Customer Rating:      Summary: A fine study of the psychopathology in classical music Comment: This is a very fine portrayal of the bullying, exploitation, and lack of interpersonal boundaries that pervade the classical music industry. I give it four stars for its entertaining "true-to-lifeness"---even the boy's mother uses him incestuously. The only reason I didn't give it five is that Schlesinger himself exploits his adolescent star at times, probably unconsciously (as in the massage scene). Instead of growing up and/or getting the intensive psychotherapy they so desperately need, these people will continue to perpetuate their unhealthy dynamics transgenerationally. The proof is in the statements of the other reviewers: no one has spotted that this boy is constantly being abused. The proof is also in the characters themselves: the movie ends with Souzatska's former student walking a new junior to her studio. He will never wake up to the fact that the woman is disturbed...and actually rather evil. Instead, the cycle of mental damage will continue for decades, if not centuries.

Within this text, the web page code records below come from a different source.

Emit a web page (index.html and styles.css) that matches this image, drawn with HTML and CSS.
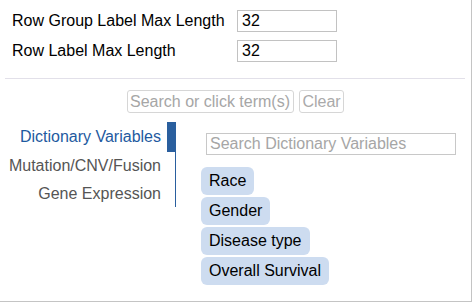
FILE: index.html
```html
<!DOCTYPE html>
<html lang="en">

<head>
  <meta charset="UTF-8">
  <meta name="viewport" content="width=device-width, initial-scale=1.0">
  <title>Matrix settings</title>
  <link rel="stylesheet" href="styles.css">
</head>

<body>
  <div class="panel">
    <div class="settings">
      <label class="settingRow">
        <span>Row Group Label Max Length</span>
        <input type="text" class="numInput" value="32">
      </label>
      <label class="settingRow">
        <span>Row Label Max Length</span>
        <input type="text" class="numInput" value="32">
      </label>
    </div>
    <div class="divider"></div>
    <div class="termSearch">
      <input type="text" class="termInput" placeholder="Search or click term(s)">
      <button class="clearBtn">Clear</button>
    </div>
    <div class="tree">
      <div class="tabs">
        <div class="tab active">Dictionary Variables</div>
        <div class="tab">Mutation/CNV/Fusion</div>
        <div class="tab">Gene Expression</div>
      </div>
      <div class="tabContent">
        <input type="text" class="dictSearch" placeholder="Search Dictionary Variables">
        <div class="termList">
          <div class="term">Race</div>
          <div class="term">Gender</div>
          <div class="term">Disease type</div>
          <div class="term">Overall Survival</div>
        </div>
      </div>
    </div>
  </div>
</body>

</html>
```

FILE: styles.css
```css
html,
body {
  margin: 0;
  background-color: #fff;
  font-family: "Liberation Sans", Arial, sans-serif;
  font-size: 16px;
  color: #000;
}

.panel {
  width: 471px;
  height: 301px;
  border-right: 1px solid #c4c4c4;
  border-bottom: 1px solid #c4c4c4;
  overflow: hidden;
}

.settings {
  padding: 10px 0 0 12px;
  display: flex;
  flex-direction: column;
  gap: 8px;
}

.settingRow {
  display: grid;
  grid-template-columns: 225px 100px;
  align-items: center;
  line-height: 18px;
}

.numInput {
  box-sizing: border-box;
  width: 100px;
  height: 22px;
  padding: 0 4px;
  border: 1px solid #c2c2c2;
  font-family: inherit;
  font-size: 16px;
  color: #000;
  outline: none;
}

.divider {
  height: 1px;
  margin: 16px 6px 0 5px;
  background-color: #e2e0e9;
}

.termSearch {
  display: flex;
  justify-content: center;
  gap: 5px;
  margin-top: 11px;
}

.termInput,
.clearBtn {
  box-sizing: border-box;
  height: 23px;
  border: 1px solid #d6d6d6;
  border-radius: 3px;
  font-family: inherit;
  font-size: 16px;
  background-color: #fff;
  color: #aaa;
}

.termInput {
  width: 167px;
  padding: 0 2px;
}

.termInput::placeholder,
.dictSearch::placeholder {
  color: #a6a6a6;
}

.clearBtn {
  width: 45px;
  padding: 0;
}

.tree {
  display: flex;
  margin-top: 9px;
}

.tabs {
  width: 175px;
  border-right: 1px solid #2a5f9e;
  align-self: flex-start;
}

.tab {
  padding: 5px 14px 5px 0;
  line-height: 18px;
  text-align: right;
  color: #555;
}

.tab:last-child {
  padding-bottom: 4px;
}

.tab.active {
  padding: 6px 14px 6px 0;
  color: #1e5aa0;
  box-shadow: inset -8px 0 0 #2a5f9e;
}

.tabContent {
  padding-top: 11px;
}

.dictSearch {
  box-sizing: border-box;
  display: block;
  width: 250px;
  height: 22px;
  margin-left: 30px;
  padding: 0 3px;
  border: 1px solid #c8c8c8;
  font-family: inherit;
  font-size: 16px;
}

.termList {
  display: flex;
  flex-direction: column;
  align-items: flex-start;
  gap: 2px;
  margin: 12px 0 0 25px;
}

.term {
  padding: 5px 8px;
  line-height: 18px;
  border-radius: 6px;
  background-color: #cddcf0;
  color: #000;
}
```
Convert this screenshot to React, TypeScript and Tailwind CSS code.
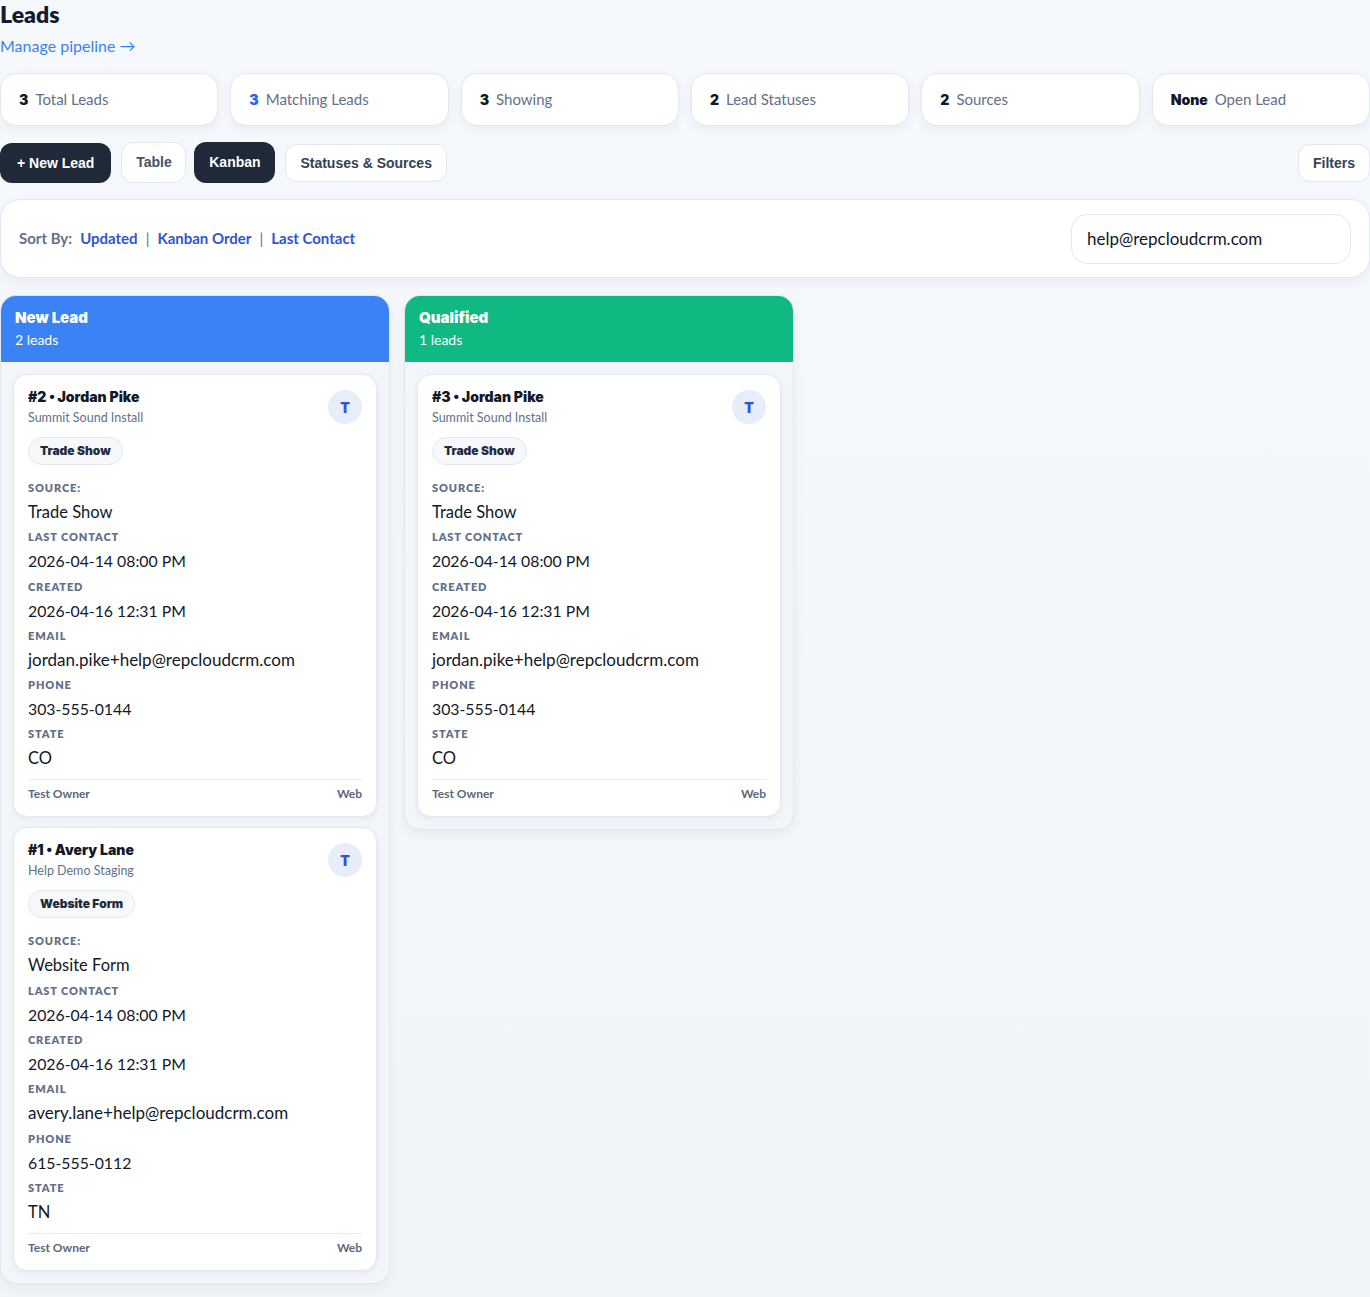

Customer Rating:      Summary: A pre-conceived tour-de-force for MacLaine Comment: Derivative elements hinder story of an eccentric Russian piano teacher in a decaying neighborhood of London (a literary descendant of Jean Brodie and possibly Auntie Mame) who coaches a brilliant immigrant youngster from India in music and life. Modest drama, marked with false uplift and poor color, contains a multitude of sub-plots which never come together cohesively, serving little purpose other than to pad the slim central story. Shirley MacLaine has good moments as Yuvline Sousatzka, yet the character herself rings curiously hollow, despite MacLaine's obvious desire to make this woman both human and larger-than-life. Director John Schlesinger was probably too grim a filmmaker for such material; with the exception of a remarkable final shot of a neighborhood in transition, Schlesinger's touches are too heavy (he's hardly the filmmaker to find whimsy in any scenario). The screenplay is made up of musty literary mechanisms, though young Navin Chowdhry nearly makes the set-up plausible.
Customer Rating:      Summary: The clash of two wills Comment: A piano teacher lives into a glittering environment, plenty of expensive jewels in order to cultivate and inspire constantly the spirit, but the fate has prepared her a striking surprise when she looks her dark side in the mirror of the reality, personified by a teenager (15) who was born with an inner passion.
Interesting existential dialectics between what's real and what's untrue in this formidable clash of trains among two characters, the ostentation of experience against the rebelliousness of youth around th music and its intrinsic values.
A bold film brilliantly acted and best directed.
Customer Rating:      Summary: Brings Back Memories Comment: I just watched this movie on an old vhs taped off of HBO from the late 80's! Terrible quality and sound, but a fantastic movie nontheless and it reminds me so much of my childhood. I need this on DVD. Who do we petition to get this on DVD?!?!